David Woodward and J. B. Harley conceived of The History of Cartography series in 1977. It was born in an effort to encourage connoisseurs of maps, devotees of map history, and specialists dedicated to identifying and describing early maps to also consider how and why people have made and used maps. In the coming years, treating maps as cultural documents generated so many new insights that the resource they initially planned expanded from a four book series to six broadly inclusive and increasingly large volumes to be published in eight installments.

J. B. Harley (1932-1991)

David Woodward (1942-2004)



Woodward established what would become the History of Cartography Project at the University of Wisconsin–Madison in 1981. After Harley’s death in 1991 and then Woodward’s in 2004, Matthew Edney was appointed Project director in 2005.

David Woodward sitting on a marble replica of the Tasman Map of 1644 in the entrance hall of The State Library of New South Wales, Sydney, Australia.



The Project has prepared four published volumes. The first three volumes grew to become five books, 144 chapters, 2,740 illustrations, 5,060 pages, 16,023 footnotes, and 3.1 million words. The editors decided to structure the last three volumes as large, multilevel, interpretive encyclopedias.

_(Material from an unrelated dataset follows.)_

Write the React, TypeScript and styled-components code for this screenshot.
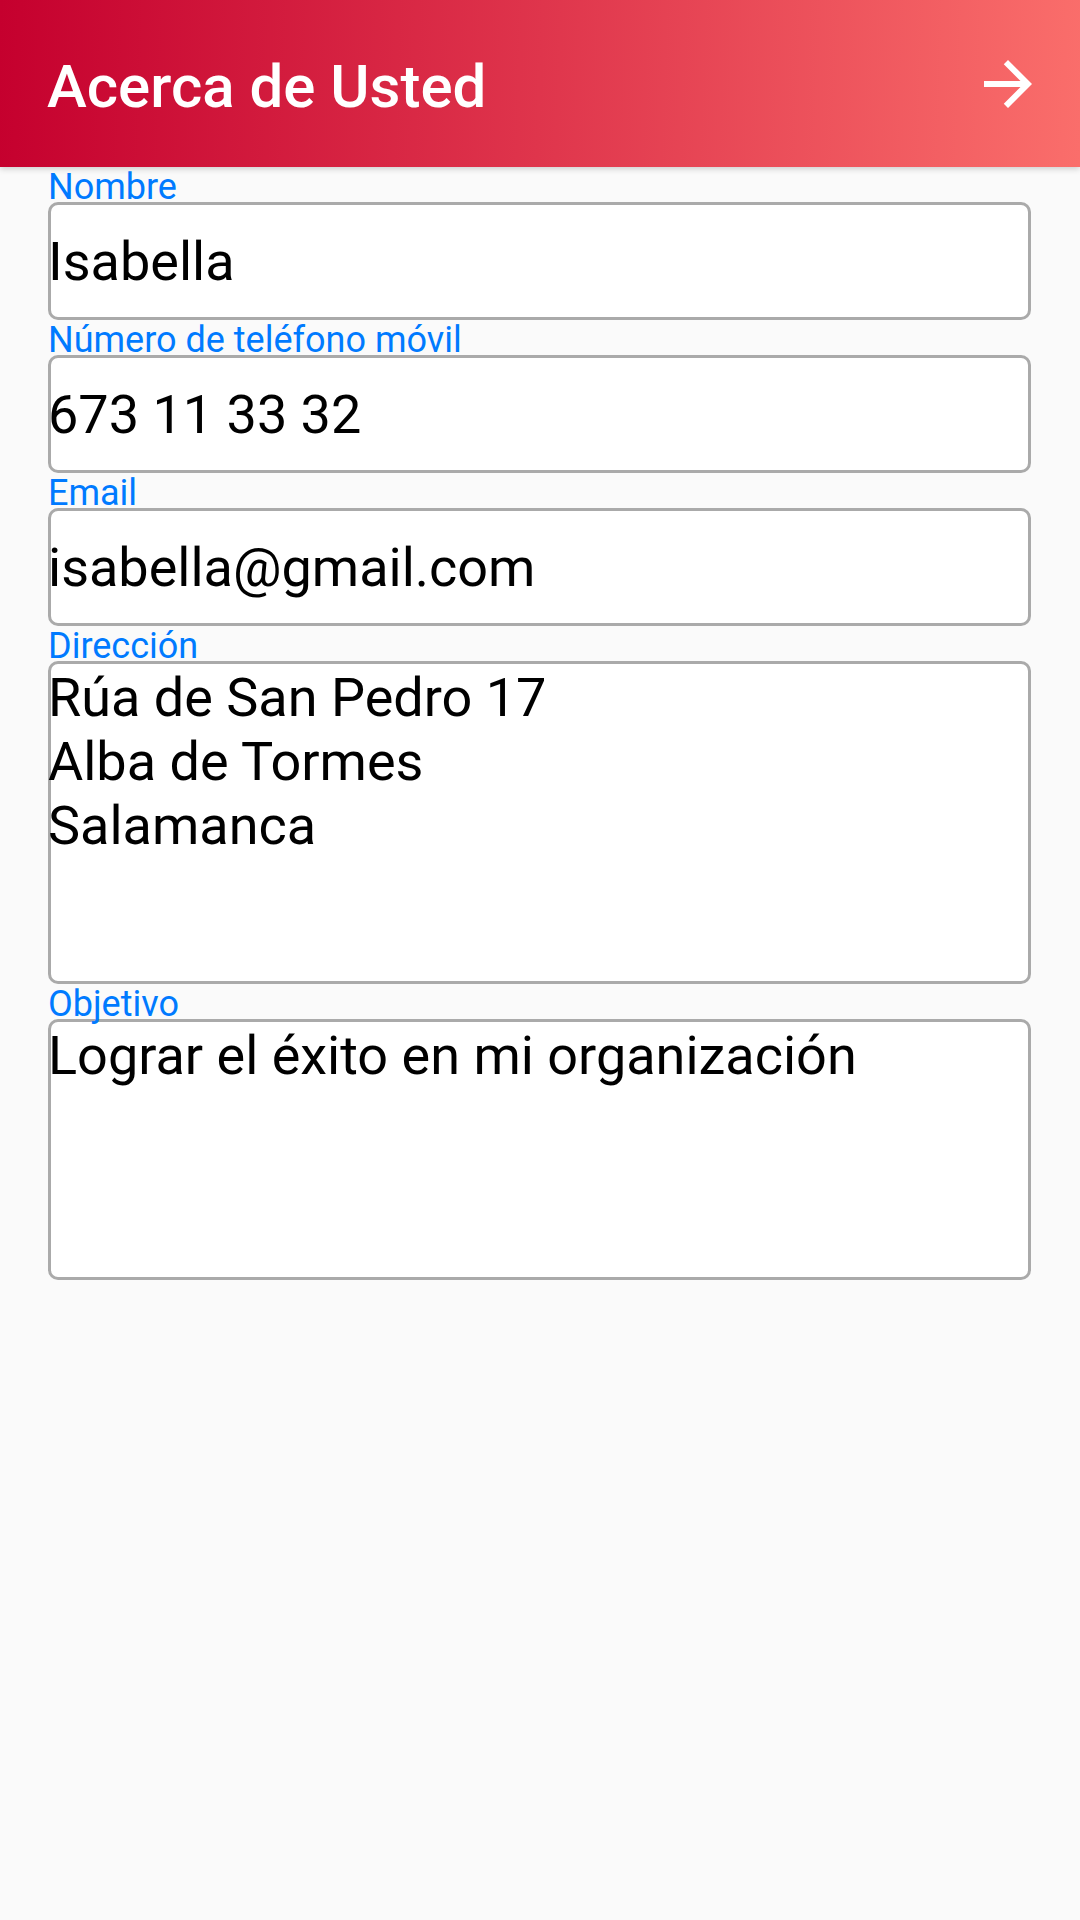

For Volume Six, the first of the encyclopedic volumes to be published, 323 contributors provided 529 entries, arranged in alphabetical order and with a comprehensive volume index, that together comprise 1,906 pages, 850,000 words, 5,115 references, 1,153 illustrations, and front and end matter, all bound in two parts. Volume Six is the first in the series to also be published as an e-book. Volumes Four and Five will have the same size, design, use of color, and print and e-book formats as Volume Six.